» **Written problem**
Restate the data exactly as given and keep the pictures out.

» **Given entries**
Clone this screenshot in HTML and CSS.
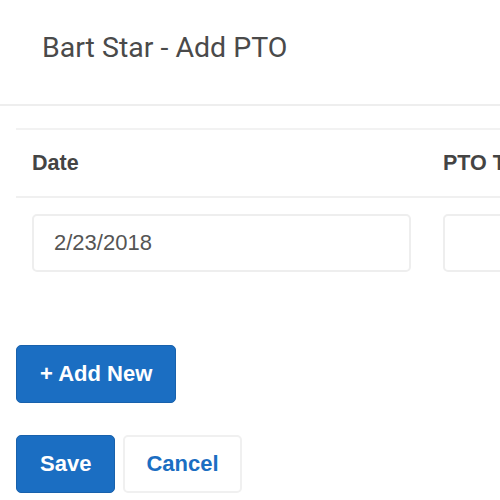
FILE: index.html
```html
<!DOCTYPE html>
<html>
  <head>
    <title>Bart Star - Add PTO</title>
    <link rel="stylesheet" href="styles.css">
  </head>
  <body>
    <div id="header">Bart Star - Add PTO</div>

    <div id="content">
      <!-- the pto rows, wider than the window -->
      <div class="grid-wrap">
        <table class="pto">
          <tr>
            <th class="col-date">Date</th>
            <th>PTO Type</th>
          </tr>
          <tr>
            <td class="col-date"><input type="text" class="field" value="2/23/2018" /></td>
            <td><input type="text" class="field" value="" /></td>
          </tr>
        </table>
      </div>

      <div class="actions add-row">
        <button class="btn btn-primary">+ Add New</button>
      </div>

      <div class="actions">
        <button class="btn btn-primary">Save</button>
        <button class="btn btn-light">Cancel</button>
      </div>
    </div>
  </body>
</html>
```

FILE: styles.css
```css
body {
  font-family: "Liberation Sans", Arial, sans-serif;
  margin: 0;
  overflow: hidden;
  background-color: #fff;
}

#header {
  font-family: Roboto, "Liberation Sans", sans-serif;
  font-size: 28.5px;
  color: #4a4a4a;
  padding-left: 42px;
  line-height: 96px;
  border-bottom: 2px solid #eee;
  box-sizing: border-box;
  height: 106px;
}

#content {
  padding: 0 0 0 16px;
}

.grid-wrap {
  margin-top: 22px;
  width: 700px;
}

table.pto {
  border-collapse: collapse;
  width: 100%;
  border-top: 2px solid #f2f2f2;
}

table.pto th {
  text-align: left;
  font-size: 21.5px;
  font-weight: bold;
  color: #444;
  height: 66px;
  padding: 0 16px;
  border-bottom: 2px solid #f0f0f0;
}

table.pto td {
  padding: 16px 16px 20px 16px;
}

table.pto .col-date {
  width: 379px;
}

.field {
  display: block;
  width: 100%;
  height: 58px;
  box-sizing: border-box;
  border: 2px solid #eee;
  border-radius: 5px;
  padding: 0 20px;
  font-family: "Liberation Sans", Arial, sans-serif;
  font-size: 22px;
  color: #555;
}

.actions {
  display: flex;
  gap: 8px;
  margin-top: 32px;
}

.add-row {
  margin-top: 53px;
}

.btn {
  font-family: "Liberation Sans", Arial, sans-serif;
  font-size: 22px;
  font-weight: bold;
  height: 58px;
  padding: 0 23px;
  border-radius: 5px;
  cursor: pointer;
}

.btn-primary {
  background-color: #1b6ec2;
  border: 1px solid #1861ac;
  color: #fff;
}

.btn-light {
  background-color: #fff;
  border: 2px solid #f0f0f0;
  color: #1b6ec2;
  padding: 0 21px;
}
```
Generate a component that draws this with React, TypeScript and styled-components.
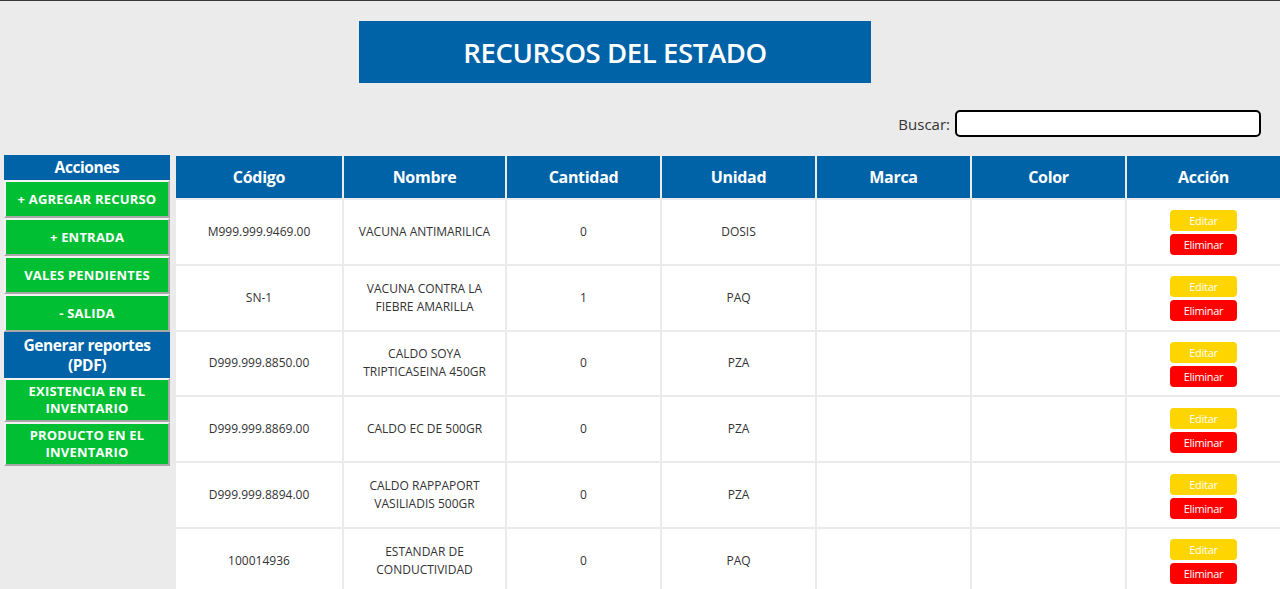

» **Task result**
Clone this screenshot in HTML and CSS.
FILE: index.html
```html
<!DOCTYPE html>
<html>
  <head>
    <title>Bart Star - Add PTO</title>
    <link rel="stylesheet" href="styles.css">
  </head>
  <body>
    <div id="header">Bart Star - Add PTO</div>

    <div id="content">
      <!-- the pto rows, wider than the window -->
      <div class="grid-wrap">
        <table class="pto">
          <tr>
            <th class="col-date">Date</th>
            <th>PTO Type</th>
          </tr>
          <tr>
            <td class="col-date"><input type="text" class="field" value="2/23/2018" /></td>
            <td><input type="text" class="field" value="" /></td>
          </tr>
        </table>
      </div>

      <div class="actions add-row">
        <button class="btn btn-primary">+ Add New</button>
      </div>

      <div class="actions">
        <button class="btn btn-primary">Save</button>
        <button class="btn btn-light">Cancel</button>
      </div>
    </div>
  </body>
</html>
```

FILE: styles.css
```css
body {
  font-family: "Liberation Sans", Arial, sans-serif;
  margin: 0;
  overflow: hidden;
  background-color: #fff;
}

#header {
  font-family: Roboto, "Liberation Sans", sans-serif;
  font-size: 28.5px;
  color: #4a4a4a;
  padding-left: 42px;
  line-height: 96px;
  border-bottom: 2px solid #eee;
  box-sizing: border-box;
  height: 106px;
}

#content {
  padding: 0 0 0 16px;
}

.grid-wrap {
  margin-top: 22px;
  width: 700px;
}

table.pto {
  border-collapse: collapse;
  width: 100%;
  border-top: 2px solid #f2f2f2;
}

table.pto th {
  text-align: left;
  font-size: 21.5px;
  font-weight: bold;
  color: #444;
  height: 66px;
  padding: 0 16px;
  border-bottom: 2px solid #f0f0f0;
}

table.pto td {
  padding: 16px 16px 20px 16px;
}

table.pto .col-date {
  width: 379px;
}

.field {
  display: block;
  width: 100%;
  height: 58px;
  box-sizing: border-box;
  border: 2px solid #eee;
  border-radius: 5px;
  padding: 0 20px;
  font-family: "Liberation Sans", Arial, sans-serif;
  font-size: 22px;
  color: #555;
}

.actions {
  display: flex;
  gap: 8px;
  margin-top: 32px;
}

.add-row {
  margin-top: 53px;
}

.btn {
  font-family: "Liberation Sans", Arial, sans-serif;
  font-size: 22px;
  font-weight: bold;
  height: 58px;
  padding: 0 23px;
  border-radius: 5px;
  cursor: pointer;
}

.btn-primary {
  background-color: #1b6ec2;
  border: 1px solid #1861ac;
  color: #fff;
}

.btn-light {
  background-color: #fff;
  border: 2px solid #f0f0f0;
  color: #1b6ec2;
  padding: 0 21px;
}
```
Generate a component that draws this with React, TypeScript and styled-components.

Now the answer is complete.